Finalement, la Loi a été faite de manière sensée et sage. Elle porte sur ce qui est droit et juste et nous maintient « doux, justes et raisonnables envers tous les gens, ne mettant jamais en oubli le Seigneur Dieu »(169), ce qui nécessite de protéger le peuple juif du paganisme.

L’entretien entre le roi Ptolémée et les traducteurs juifs

Le grand-prêtre envoie à Alexandrie des maîtres pour traduire la Sainte Écriture. À leur arrivée, le roi leur offre des banquets en leur honneur. Les festins durent sept jours au cours desquels soixante-douze questions seront posées aux traducteurs.

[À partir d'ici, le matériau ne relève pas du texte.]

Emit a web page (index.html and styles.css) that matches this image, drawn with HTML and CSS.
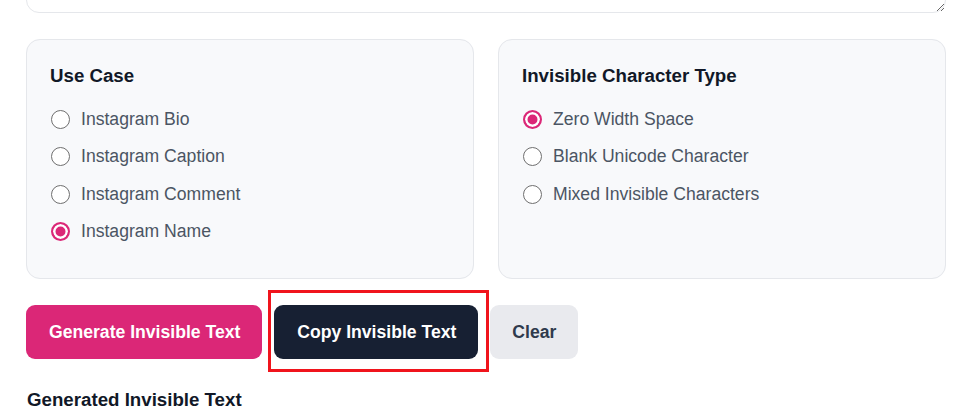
FILE: index.html
```html
<!DOCTYPE html>
<html lang="en">
<head>
<meta charset="utf-8">
<title>Invisible Text Generator</title>
<link rel="stylesheet" href="styles.css">
</head>
<body>
<main class="tool">
  <textarea class="input-area" aria-label="Text"></textarea>

  <div class="options">
    <fieldset class="card">
      <legend class="card-title">Use Case</legend>
      <label class="option"><input type="radio" name="use" class="radio"><span>Instagram Bio</span></label>
      <label class="option"><input type="radio" name="use" class="radio"><span>Instagram Caption</span></label>
      <label class="option"><input type="radio" name="use" class="radio"><span>Instagram Comment</span></label>
      <label class="option"><input type="radio" name="use" class="radio" checked><span>Instagram Name</span></label>
    </fieldset>
    <fieldset class="card">
      <legend class="card-title">Invisible Character Type</legend>
      <label class="option"><input type="radio" name="type" class="radio" checked><span>Zero Width Space</span></label>
      <label class="option"><input type="radio" name="type" class="radio"><span>Blank Unicode Character</span></label>
      <label class="option"><input type="radio" name="type" class="radio"><span>Mixed Invisible Characters</span></label>
    </fieldset>
  </div>

  <div class="actions">
    <button class="btn btn-primary" type="button">Generate Invisible Text</button>
    <div class="highlight-wrap">
      <button class="btn btn-dark" type="button">Copy Invisible Text</button>
      <span class="highlight" aria-hidden="true"></span>
    </div>
    <button class="btn btn-light" type="button">Clear</button>
  </div>

  <h2 class="result-title">Generated Invisible Text</h2>
</main>
</body>
</html>
```

FILE: styles.css
```css
* { box-sizing: border-box; }

html, body {
  margin: 0;
  padding: 0;
  background: #ffffff;
  overflow: hidden;
}

body {
  font-family: "Liberation Sans", Arial, sans-serif;
  color: #111827;
}

.tool {
  width: 920px;
  margin-left: 26px;
}

.input-area {
  display: block;
  width: 100%;
  height: 80px;
  margin: -67px 0 0 0;
  border: 1px solid #e5e7eb;
  border-radius: 13px;
  background: #ffffff;
  resize: vertical;
  font: inherit;
}

.options {
  display: grid;
  grid-template-columns: 1fr 1fr;
  gap: 24px;
  margin-top: 26px;
}

.card {
  margin: 0;
  min-width: 0;
  background: #f8f9fb;
  border: 1px solid #e5e7eb;
  border-radius: 14px;
  padding: 22px 23px 34px;
  display: flex;
  flex-direction: column;
  gap: 11px;
  height: 240px;
}

.card-title {
  float: left;
  width: 100%;
  padding: 0;
  margin: 0 0 5px 0;
  font-size: 18.7px;
  line-height: 28px;
  font-weight: 700;
  color: #111827;
}

.option {
  display: flex;
  align-items: center;
  gap: 11px;
  font-size: 17.6px;
  line-height: 26.4px;
  color: #4b5563;
  cursor: pointer;
}

.radio {
  appearance: none;
  -webkit-appearance: none;
  margin: 0 0 0 1px;
  width: 19px;
  height: 19px;
  flex: none;
  border: 1.5px solid #6f6f6f;
  border-radius: 50%;
  background: #ffffff;
}

.radio:checked {
  border: 2px solid #db2777;
  background: #db2777;
  box-shadow: inset 0 0 0 2.5px #ffffff;
}

.actions {
  display: flex;
  align-items: center;
  gap: 12px;
  margin-top: 26px;
}

.btn {
  font-family: "Liberation Sans", Arial, sans-serif;
  font-size: 17.6px;
  line-height: 26px;
  font-weight: 700;
  border: 0;
  border-radius: 9px;
  padding: 14px 22px;
  cursor: pointer;
}

.btn-primary {
  background: #db2777;
  color: #ffffff;
  padding-left: 23px;
  padding-right: 22px;
}

.btn-dark {
  background: #172033;
  color: #ffffff;
  padding-left: 23px;
  padding-right: 22px;
  display: block;
}

.btn-light {
  background: #e9eaee;
  color: #2f3a4c;
}

.highlight-wrap {
  position: relative;
}

.highlight {
  position: absolute;
  left: -6px;
  top: -15px;
  right: -11px;
  bottom: -13px;
  border: 3px solid #f0141c;
  pointer-events: none;
}

.result-title {
  margin: 27px 0 0 1px;
  font-size: 18.7px;
  line-height: 28px;
  font-weight: 700;
  color: #111827;
}
```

Ptolémée II Philadelphe fonde 
la bibliothèque d’ Alexandrie
Vincenzo Camuccini (1771–1844)
Au cours du premier repas, le roi leur demande comment il peut conserver son royaume dans la prospérité et régner avec justice, vaincre ses ennemis. C’est ainsi que la lettre énumère les vertus à cultiver pour un prince : la sollicitude auprès de son peuple à l’imitation de Dieu à l’égard de l’homme, l’équité dans le jugement, récompensant les bons et punissant les méchants avec raison, la confiance à l’égard de Dieu. Puis, lors de ce banquet et les jours suivants, toujours pour répondre aux questions du roi, un des maîtres de la Loi énonce de nombreuses règles morales portant sur le plus grand bien à acquérir en notre vie, l’éducation des enfants, la renommée et sur la finalité de la force.

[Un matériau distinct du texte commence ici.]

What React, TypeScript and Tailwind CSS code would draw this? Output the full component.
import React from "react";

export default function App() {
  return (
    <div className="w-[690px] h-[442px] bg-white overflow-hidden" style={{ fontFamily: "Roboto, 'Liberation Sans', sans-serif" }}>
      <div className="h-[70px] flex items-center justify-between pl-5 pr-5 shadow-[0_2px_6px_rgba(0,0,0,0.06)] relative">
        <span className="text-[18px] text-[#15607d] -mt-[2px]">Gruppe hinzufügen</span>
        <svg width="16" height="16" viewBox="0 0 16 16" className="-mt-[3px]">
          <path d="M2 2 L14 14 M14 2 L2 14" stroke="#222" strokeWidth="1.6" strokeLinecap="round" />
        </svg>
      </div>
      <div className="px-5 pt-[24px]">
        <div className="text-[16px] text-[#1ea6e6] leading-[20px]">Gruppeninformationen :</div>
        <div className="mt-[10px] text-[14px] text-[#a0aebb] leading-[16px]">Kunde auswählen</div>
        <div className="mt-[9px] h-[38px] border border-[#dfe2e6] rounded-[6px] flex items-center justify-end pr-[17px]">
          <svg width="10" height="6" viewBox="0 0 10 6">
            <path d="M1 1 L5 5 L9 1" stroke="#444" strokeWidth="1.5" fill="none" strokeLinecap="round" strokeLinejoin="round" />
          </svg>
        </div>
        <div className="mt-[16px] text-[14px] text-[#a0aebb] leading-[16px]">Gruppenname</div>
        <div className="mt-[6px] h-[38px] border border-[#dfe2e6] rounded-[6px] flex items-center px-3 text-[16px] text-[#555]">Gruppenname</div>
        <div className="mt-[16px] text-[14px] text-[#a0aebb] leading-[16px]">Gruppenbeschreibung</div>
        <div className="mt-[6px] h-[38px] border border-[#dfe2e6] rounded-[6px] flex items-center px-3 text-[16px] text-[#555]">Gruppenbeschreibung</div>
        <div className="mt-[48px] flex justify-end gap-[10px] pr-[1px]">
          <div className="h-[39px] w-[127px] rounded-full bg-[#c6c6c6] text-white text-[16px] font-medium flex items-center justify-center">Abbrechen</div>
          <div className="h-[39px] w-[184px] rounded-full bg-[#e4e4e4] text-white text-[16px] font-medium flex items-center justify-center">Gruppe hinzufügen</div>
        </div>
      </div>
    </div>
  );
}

Le roi est agréablement surpris des réponses rapides des maîtres. « Je pense, dit-il, que ces gens-ci sont excellents en vertu et bien entendu d’avoir si promptement répondu à telles questions faites sur le champ, commençant tous leurs propos par Dieu. »(200) Leurs réponses commencent en effet par des règles portant sur Dieu puis sur la raison. Elles témoignent ainsi ce que le grand-prêtre d’Eléazar a expliqué : la Loi est fondée sur la religion juive puis sur la raison. À la demande du roi, un philosophe, Ménédème Erétricien[4], justifie la pertinence des réponses. « Vraiment, Sire, puisque l’homme est une œuvre divine, ce que montre évidemment la fabrique et facture de tout le monde, il s’ensuit bien qu’il doit par raison déduire et entamer son propos par Dieu, prenant de lui le commencement de sa vertu et bien parler. »(201) La philosophie démontre ainsi que la morale est la conséquence logique des connaissances que nous avons de Dieu. Son enseignement doit donc commencer par elles.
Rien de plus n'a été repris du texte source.